[start]

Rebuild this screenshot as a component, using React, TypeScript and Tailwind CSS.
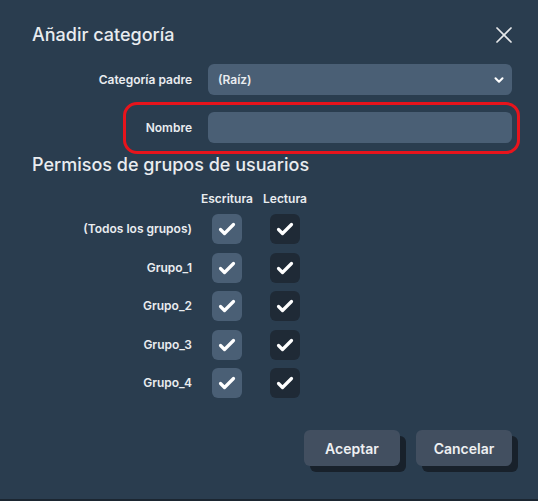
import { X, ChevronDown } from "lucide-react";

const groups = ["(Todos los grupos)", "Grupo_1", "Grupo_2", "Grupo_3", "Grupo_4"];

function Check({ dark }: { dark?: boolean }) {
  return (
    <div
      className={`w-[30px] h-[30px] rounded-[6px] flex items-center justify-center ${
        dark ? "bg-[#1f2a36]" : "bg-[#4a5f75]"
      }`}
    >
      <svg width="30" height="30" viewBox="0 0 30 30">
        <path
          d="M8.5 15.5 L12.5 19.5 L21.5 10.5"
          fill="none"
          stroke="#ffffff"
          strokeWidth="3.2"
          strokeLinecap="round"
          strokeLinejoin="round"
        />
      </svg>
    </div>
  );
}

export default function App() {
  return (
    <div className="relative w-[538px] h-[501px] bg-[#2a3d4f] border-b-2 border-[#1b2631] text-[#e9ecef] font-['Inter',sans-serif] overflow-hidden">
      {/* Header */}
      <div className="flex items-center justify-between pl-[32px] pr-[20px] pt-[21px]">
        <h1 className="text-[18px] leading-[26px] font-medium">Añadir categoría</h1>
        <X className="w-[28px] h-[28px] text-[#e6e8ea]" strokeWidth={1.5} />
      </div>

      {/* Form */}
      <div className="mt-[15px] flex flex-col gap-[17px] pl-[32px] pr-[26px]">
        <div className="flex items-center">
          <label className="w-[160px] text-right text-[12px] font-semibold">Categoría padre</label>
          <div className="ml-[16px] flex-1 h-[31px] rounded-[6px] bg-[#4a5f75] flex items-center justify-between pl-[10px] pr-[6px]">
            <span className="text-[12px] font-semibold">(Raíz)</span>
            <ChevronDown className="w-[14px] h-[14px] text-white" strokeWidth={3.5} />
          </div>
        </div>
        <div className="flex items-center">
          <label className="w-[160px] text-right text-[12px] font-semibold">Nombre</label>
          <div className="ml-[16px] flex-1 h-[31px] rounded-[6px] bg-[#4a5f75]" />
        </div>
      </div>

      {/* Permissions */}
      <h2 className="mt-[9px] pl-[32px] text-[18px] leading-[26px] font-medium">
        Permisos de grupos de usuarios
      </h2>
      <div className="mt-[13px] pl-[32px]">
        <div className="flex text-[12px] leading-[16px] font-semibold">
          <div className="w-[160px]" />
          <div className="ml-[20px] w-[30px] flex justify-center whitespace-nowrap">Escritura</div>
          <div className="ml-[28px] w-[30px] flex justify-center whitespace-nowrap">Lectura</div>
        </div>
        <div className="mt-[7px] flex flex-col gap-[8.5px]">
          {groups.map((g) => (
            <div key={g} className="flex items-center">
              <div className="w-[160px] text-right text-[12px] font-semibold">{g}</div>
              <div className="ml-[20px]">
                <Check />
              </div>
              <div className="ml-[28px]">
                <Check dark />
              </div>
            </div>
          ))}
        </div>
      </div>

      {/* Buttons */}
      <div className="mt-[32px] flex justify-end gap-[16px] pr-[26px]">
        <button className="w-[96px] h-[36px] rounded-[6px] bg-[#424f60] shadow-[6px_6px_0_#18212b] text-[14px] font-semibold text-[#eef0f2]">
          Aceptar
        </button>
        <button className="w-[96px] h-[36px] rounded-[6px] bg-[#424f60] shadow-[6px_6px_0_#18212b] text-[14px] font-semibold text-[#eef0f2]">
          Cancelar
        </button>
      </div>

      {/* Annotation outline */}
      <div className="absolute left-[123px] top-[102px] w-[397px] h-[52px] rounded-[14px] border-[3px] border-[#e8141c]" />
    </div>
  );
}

[end]

Request: Could you repeat all of the material exactly? Pictures should not be copied.

Solution to the problem:
Rebuild this screenshot as a component, using React, TypeScript and Tailwind CSS.
import { X, ChevronDown } from "lucide-react";

const groups = ["(Todos los grupos)", "Grupo_1", "Grupo_2", "Grupo_3", "Grupo_4"];

function Check({ dark }: { dark?: boolean }) {
  return (
    <div
      className={`w-[30px] h-[30px] rounded-[6px] flex items-center justify-center ${
        dark ? "bg-[#1f2a36]" : "bg-[#4a5f75]"
      }`}
    >
      <svg width="30" height="30" viewBox="0 0 30 30">
        <path
          d="M8.5 15.5 L12.5 19.5 L21.5 10.5"
          fill="none"
          stroke="#ffffff"
          strokeWidth="3.2"
          strokeLinecap="round"
          strokeLinejoin="round"
        />
      </svg>
    </div>
  );
}

export default function App() {
  return (
    <div className="relative w-[538px] h-[501px] bg-[#2a3d4f] border-b-2 border-[#1b2631] text-[#e9ecef] font-['Inter',sans-serif] overflow-hidden">
      {/* Header */}
      <div className="flex items-center justify-between pl-[32px] pr-[20px] pt-[21px]">
        <h1 className="text-[18px] leading-[26px] font-medium">Añadir categoría</h1>
        <X className="w-[28px] h-[28px] text-[#e6e8ea]" strokeWidth={1.5} />
      </div>

      {/* Form */}
      <div className="mt-[15px] flex flex-col gap-[17px] pl-[32px] pr-[26px]">
        <div className="flex items-center">
          <label className="w-[160px] text-right text-[12px] font-semibold">Categoría padre</label>
          <div className="ml-[16px] flex-1 h-[31px] rounded-[6px] bg-[#4a5f75] flex items-center justify-between pl-[10px] pr-[6px]">
            <span className="text-[12px] font-semibold">(Raíz)</span>
            <ChevronDown className="w-[14px] h-[14px] text-white" strokeWidth={3.5} />
          </div>
        </div>
        <div className="flex items-center">
          <label className="w-[160px] text-right text-[12px] font-semibold">Nombre</label>
          <div className="ml-[16px] flex-1 h-[31px] rounded-[6px] bg-[#4a5f75]" />
        </div>
      </div>

      {/* Permissions */}
      <h2 className="mt-[9px] pl-[32px] text-[18px] leading-[26px] font-medium">
        Permisos de grupos de usuarios
      </h2>
      <div className="mt-[13px] pl-[32px]">
        <div className="flex text-[12px] leading-[16px] font-semibold">
          <div className="w-[160px]" />
          <div className="ml-[20px] w-[30px] flex justify-center whitespace-nowrap">Escritura</div>
          <div className="ml-[28px] w-[30px] flex justify-center whitespace-nowrap">Lectura</div>
        </div>
        <div className="mt-[7px] flex flex-col gap-[8.5px]">
          {groups.map((g) => (
            <div key={g} className="flex items-center">
              <div className="w-[160px] text-right text-[12px] font-semibold">{g}</div>
              <div className="ml-[20px]">
                <Check />
              </div>
              <div className="ml-[28px]">
                <Check dark />
              </div>
            </div>
          ))}
        </div>
      </div>

      {/* Buttons */}
      <div className="mt-[32px] flex justify-end gap-[16px] pr-[26px]">
        <button className="w-[96px] h-[36px] rounded-[6px] bg-[#424f60] shadow-[6px_6px_0_#18212b] text-[14px] font-semibold text-[#eef0f2]">
          Aceptar
        </button>
        <button className="w-[96px] h-[36px] rounded-[6px] bg-[#424f60] shadow-[6px_6px_0_#18212b] text-[14px] font-semibold text-[#eef0f2]">
          Cancelar
        </button>
      </div>

      {/* Annotation outline */}
      <div className="absolute left-[123px] top-[102px] w-[397px] h-[52px] rounded-[14px] border-[3px] border-[#e8141c]" />
    </div>
  );
}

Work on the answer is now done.